国内の販売代理店としては、大塚商会<4768>、キヤノンマーケティングジャパン<8060>、東日本電信電話(株)、NTTドコモ<9437>などのNTTグループ会社、SB C&S(株)、(株)日立システムズ、コネクシオ<9422>、日本ユニシス<8056>、内田洋行<8057>など大手システムインテグレータ、通信キャリアのグループ会社、ITベンダー等が挙げられ、広範な販売ネットワークを構築している。また、直近ではソースネクスト<4344>を通じて、同社の「V-CUBEミーティング」や通話ノイズ軽減アプリケーション「Krisp Pro(クリスプ プロ)」※の販売を2020年3月より開始している。

※「Krisp」は、イヤフォンなどに使われている騒音を打ち消す技術を用いたノイズキャンセリング機能と異なり、入力された音をディープラーニング技術により人の声と騒音に分解し、人の声のみを送受信できるようにする独自技術を用いている。ヘッドセットやマイクスピーカーがない環境でも快適な音声でWeb会議を実現できる点が特徴。Zoom、Skype、Google Hangout、「V-CUBE」など600を超えるアプリケーションで利用可能となっている。利用時間が無制限で3台までインストールして利用できる「Krisp Pro」の利用料金は月額500円。

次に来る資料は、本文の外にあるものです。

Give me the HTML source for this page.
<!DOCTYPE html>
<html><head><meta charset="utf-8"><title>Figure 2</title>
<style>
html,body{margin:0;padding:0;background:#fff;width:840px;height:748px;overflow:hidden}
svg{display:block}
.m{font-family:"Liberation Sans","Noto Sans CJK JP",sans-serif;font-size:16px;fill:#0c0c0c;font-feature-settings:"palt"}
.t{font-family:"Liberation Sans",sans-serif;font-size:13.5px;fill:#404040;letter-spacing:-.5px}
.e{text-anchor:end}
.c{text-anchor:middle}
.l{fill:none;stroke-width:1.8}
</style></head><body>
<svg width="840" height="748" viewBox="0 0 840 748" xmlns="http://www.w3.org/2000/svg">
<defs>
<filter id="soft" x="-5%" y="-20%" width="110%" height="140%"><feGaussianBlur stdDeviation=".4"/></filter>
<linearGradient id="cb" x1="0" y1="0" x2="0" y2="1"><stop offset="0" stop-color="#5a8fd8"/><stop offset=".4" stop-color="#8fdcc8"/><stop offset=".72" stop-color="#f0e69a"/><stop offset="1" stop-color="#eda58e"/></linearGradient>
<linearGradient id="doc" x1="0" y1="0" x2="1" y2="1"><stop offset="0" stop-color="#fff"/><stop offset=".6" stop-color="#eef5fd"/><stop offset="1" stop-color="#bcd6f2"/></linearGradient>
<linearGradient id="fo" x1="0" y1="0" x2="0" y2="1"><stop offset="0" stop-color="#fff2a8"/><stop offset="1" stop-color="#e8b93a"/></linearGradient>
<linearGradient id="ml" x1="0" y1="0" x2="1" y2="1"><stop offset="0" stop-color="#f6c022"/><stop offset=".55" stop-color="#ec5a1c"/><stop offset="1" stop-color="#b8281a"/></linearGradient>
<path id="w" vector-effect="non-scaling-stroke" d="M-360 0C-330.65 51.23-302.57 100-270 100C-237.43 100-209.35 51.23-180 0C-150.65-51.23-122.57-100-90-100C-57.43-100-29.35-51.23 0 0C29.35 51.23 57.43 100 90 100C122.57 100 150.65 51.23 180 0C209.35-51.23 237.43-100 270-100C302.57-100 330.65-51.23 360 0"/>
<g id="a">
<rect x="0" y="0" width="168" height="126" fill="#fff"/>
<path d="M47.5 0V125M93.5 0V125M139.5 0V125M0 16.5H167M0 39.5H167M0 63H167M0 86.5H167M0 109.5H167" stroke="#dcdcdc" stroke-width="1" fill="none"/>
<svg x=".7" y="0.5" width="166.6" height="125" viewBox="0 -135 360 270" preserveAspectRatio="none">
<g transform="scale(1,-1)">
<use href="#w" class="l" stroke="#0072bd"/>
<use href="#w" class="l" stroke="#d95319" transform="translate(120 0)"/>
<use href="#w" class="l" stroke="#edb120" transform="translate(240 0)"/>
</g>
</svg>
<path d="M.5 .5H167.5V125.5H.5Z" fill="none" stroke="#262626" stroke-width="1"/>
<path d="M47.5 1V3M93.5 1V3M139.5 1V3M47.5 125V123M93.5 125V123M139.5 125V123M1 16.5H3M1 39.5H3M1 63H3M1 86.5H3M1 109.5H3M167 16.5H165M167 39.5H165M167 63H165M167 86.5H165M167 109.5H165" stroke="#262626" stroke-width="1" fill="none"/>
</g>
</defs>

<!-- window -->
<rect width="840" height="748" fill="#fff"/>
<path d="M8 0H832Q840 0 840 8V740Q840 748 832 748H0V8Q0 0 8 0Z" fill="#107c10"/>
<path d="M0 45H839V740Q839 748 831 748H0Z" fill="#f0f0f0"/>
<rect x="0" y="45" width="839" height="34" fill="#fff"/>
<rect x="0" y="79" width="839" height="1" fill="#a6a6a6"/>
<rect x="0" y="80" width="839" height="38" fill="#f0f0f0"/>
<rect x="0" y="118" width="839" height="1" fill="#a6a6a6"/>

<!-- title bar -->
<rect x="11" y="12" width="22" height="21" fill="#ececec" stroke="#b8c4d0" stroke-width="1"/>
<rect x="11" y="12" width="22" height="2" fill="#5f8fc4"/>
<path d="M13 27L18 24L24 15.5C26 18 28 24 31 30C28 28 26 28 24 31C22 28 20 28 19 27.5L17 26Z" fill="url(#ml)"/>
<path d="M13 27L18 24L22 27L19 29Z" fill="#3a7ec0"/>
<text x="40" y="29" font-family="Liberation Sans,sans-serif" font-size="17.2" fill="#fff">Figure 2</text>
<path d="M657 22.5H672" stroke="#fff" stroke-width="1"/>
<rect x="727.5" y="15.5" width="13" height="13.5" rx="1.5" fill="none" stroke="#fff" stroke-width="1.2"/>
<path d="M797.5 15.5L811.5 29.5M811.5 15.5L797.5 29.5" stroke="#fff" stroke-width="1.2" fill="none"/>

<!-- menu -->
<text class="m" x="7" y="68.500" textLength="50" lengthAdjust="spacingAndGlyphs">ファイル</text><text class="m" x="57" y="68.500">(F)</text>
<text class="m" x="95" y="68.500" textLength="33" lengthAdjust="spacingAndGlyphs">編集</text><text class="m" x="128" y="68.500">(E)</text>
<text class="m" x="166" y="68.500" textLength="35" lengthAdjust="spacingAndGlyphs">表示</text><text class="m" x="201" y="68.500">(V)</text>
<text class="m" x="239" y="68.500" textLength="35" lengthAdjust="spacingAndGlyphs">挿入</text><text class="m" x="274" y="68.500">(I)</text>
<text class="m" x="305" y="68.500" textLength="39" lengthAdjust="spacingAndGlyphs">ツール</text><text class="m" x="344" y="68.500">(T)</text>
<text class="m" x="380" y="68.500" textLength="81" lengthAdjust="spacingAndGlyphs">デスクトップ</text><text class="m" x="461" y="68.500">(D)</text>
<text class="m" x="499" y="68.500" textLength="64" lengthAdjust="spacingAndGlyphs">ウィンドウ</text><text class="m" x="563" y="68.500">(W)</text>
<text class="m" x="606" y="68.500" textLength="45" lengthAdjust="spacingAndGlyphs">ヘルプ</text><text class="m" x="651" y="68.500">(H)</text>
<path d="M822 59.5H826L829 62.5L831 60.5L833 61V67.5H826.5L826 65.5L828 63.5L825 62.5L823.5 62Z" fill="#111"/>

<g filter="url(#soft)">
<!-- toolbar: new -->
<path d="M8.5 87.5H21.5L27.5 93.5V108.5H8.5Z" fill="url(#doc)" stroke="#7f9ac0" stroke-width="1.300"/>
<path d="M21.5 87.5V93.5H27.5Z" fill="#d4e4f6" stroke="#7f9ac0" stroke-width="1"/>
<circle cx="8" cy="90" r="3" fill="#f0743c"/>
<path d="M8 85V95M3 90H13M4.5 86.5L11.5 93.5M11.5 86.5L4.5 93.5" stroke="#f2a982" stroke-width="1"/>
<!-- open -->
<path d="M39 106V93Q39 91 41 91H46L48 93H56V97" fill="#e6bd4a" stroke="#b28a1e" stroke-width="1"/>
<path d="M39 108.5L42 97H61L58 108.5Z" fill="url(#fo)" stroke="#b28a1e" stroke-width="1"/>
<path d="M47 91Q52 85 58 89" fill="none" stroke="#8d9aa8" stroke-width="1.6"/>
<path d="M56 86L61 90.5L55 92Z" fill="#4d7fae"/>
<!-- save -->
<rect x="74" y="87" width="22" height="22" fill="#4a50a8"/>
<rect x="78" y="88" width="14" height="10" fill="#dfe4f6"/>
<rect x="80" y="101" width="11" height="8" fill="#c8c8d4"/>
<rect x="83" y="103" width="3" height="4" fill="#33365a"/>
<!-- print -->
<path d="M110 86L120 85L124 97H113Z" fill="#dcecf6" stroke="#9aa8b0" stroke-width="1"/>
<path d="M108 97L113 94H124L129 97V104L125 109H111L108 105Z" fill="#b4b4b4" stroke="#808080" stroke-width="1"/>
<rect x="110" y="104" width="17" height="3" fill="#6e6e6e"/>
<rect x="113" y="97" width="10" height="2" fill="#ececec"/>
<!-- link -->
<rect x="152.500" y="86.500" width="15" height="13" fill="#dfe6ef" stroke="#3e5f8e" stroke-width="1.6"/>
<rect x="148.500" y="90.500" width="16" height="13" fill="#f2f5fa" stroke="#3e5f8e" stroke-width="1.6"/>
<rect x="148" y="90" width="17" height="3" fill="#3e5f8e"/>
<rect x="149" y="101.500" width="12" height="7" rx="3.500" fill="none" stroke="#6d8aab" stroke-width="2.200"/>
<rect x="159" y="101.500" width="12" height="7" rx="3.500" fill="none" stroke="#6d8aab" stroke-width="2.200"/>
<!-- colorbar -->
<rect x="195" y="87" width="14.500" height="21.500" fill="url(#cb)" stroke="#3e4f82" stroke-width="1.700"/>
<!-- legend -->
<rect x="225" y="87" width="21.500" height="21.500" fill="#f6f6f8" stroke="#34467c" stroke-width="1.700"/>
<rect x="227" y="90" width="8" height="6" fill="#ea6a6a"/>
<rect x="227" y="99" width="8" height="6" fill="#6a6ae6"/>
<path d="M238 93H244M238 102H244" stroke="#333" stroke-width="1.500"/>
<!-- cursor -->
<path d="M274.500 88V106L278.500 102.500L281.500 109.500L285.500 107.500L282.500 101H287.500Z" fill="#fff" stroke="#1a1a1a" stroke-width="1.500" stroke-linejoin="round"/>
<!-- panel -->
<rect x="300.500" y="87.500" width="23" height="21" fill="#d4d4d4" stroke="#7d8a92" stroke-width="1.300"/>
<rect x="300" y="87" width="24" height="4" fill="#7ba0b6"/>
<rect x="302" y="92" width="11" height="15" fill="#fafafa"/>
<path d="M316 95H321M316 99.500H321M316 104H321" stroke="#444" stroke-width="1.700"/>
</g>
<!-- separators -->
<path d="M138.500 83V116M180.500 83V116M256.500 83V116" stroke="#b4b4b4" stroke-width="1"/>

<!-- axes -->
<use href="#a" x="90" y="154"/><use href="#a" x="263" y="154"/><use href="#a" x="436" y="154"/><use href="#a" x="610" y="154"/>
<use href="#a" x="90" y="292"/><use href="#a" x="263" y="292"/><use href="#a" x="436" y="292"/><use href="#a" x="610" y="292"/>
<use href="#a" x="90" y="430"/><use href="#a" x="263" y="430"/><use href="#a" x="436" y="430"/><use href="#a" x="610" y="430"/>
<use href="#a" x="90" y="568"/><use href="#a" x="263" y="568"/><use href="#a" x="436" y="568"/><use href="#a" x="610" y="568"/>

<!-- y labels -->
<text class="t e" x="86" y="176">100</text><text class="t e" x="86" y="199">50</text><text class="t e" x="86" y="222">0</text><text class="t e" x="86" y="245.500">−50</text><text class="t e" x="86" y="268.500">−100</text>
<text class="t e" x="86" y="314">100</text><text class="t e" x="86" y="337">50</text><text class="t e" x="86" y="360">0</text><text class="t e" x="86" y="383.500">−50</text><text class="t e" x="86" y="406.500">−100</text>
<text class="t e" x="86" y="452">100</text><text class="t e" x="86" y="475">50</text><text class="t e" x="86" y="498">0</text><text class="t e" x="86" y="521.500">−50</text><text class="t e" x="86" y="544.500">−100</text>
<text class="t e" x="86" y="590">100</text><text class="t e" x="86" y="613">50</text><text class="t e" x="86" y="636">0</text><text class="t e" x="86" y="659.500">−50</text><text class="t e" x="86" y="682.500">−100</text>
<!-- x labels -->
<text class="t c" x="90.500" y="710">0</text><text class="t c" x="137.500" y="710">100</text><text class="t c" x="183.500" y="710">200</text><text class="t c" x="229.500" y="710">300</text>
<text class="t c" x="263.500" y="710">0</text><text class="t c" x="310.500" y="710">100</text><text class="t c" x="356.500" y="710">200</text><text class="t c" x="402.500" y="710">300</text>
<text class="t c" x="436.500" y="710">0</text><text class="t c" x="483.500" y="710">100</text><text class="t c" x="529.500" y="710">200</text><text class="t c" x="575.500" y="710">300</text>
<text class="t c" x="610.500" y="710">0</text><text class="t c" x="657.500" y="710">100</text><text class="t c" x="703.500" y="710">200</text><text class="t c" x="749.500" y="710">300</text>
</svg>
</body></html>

なお、同社グループの顧客は中小企業から大手企業、官公庁、教育機関、各種団体まで幅広く、業種に偏りがない。これまで累計で5,000社以上のユーザーに対する導入実績を有する。一方、海外子会社の顧客は、現地企業、現地政府が主要顧客となっており、90%以上のウエイトを占めている。

4. 主要サービスと同社の強み
同社は、顧客ニーズに合わせて様々なVCサービスをラインナップしていること、高いセキュリティ性を確保していることに加えて、サービスの導入支援やスムーズな運用を行うためのサポート体制(365日24時間体制で日本語での問い合わせ対応を実施)が充実していることが強みとなっている。特に、導入支援やサポートサービスの体制については、外資系競合先との大きな差別化要因となっている。また、利用率の高いユーザーからは、競合のサービスと比べてコストメリットの高いサービスとしても評価されている。

同社では、2004年にWeb会議サービスを開始して以降、同市場を開拓する先導者として業界をけん引してきた。こうした長年の実績や、サービスラインナップ及びサービス体制の強化に継続的に取り組んできたことにより、2019年のWeb会議システム市場におけるシェアは28%となり、13年連続で業界トップの座を維持している。

同社が2017年より販売を開始した「テレキューブ」は、消防法の問題をクリアする国内唯一の独立型テレワークスペースとなっており、今後のテレワーク市場の拡大とともに大きな成長が期待される製品として注目される。「テレキューブ」の市場は、一般企業向けと公共空間向けの2つの市場に分けて営業展開している。一般企業向けについては、同社、オカムラ(製造委託先)及び販売代理店を通じて販売しており、2019年第4四半期からは顧客ニーズに応えて初期投資負担が軽い月額サブスクリプションモデルでのサービスも開始している。同社及び販売代理店での販売については、売り切り型及びサブスクリプションモデルでの提供での収入が売上高として計上される。一方、オカムラ経由で販売されたものについては、同社はオカムラからロイヤリティ収入を受け取り、売上高として計上している。このため、オカムラ経由での販売が増加すれば見かけ上、売上高は伸びにくくなるものの利益率は上昇することになる。

一方、公共空間向けについては、同社でカスタマイズしたのちに持分法適用関連会社のテレキューブサービスや、OEM先のJR東日本に販売している。テレキューブサービスでは、都心のオフィスビルエントランス部や各私鉄の駅構内、商業施設や複合施設などに順次設置を進めており、個人・法人会員向けからの利用料金を売上に計上する。個人会員の場合、利用料金は250円/15分からとなっている。一方、JR東日本では2019年8月より開始したシェアオフィスサービス「STATION WORK」で設置されるブース型シェアオフィス「STATION BOOTH」の筐体として「テレキューブ」を採用しており、都内の駅から順次設置を進めている。同社の業績としては、テレキューブサービスやJR東日本への「テレキューブ」の販売(売り切り型)が売上高として計上されるほか、テレキューブサービスの利益が持分法投資損益として営業外収支に計上されることになる。ただ、テレキューブサービスについては設置台数を拡大する先行投資段階であることから、当面は損失計上が続く見通しとなっている。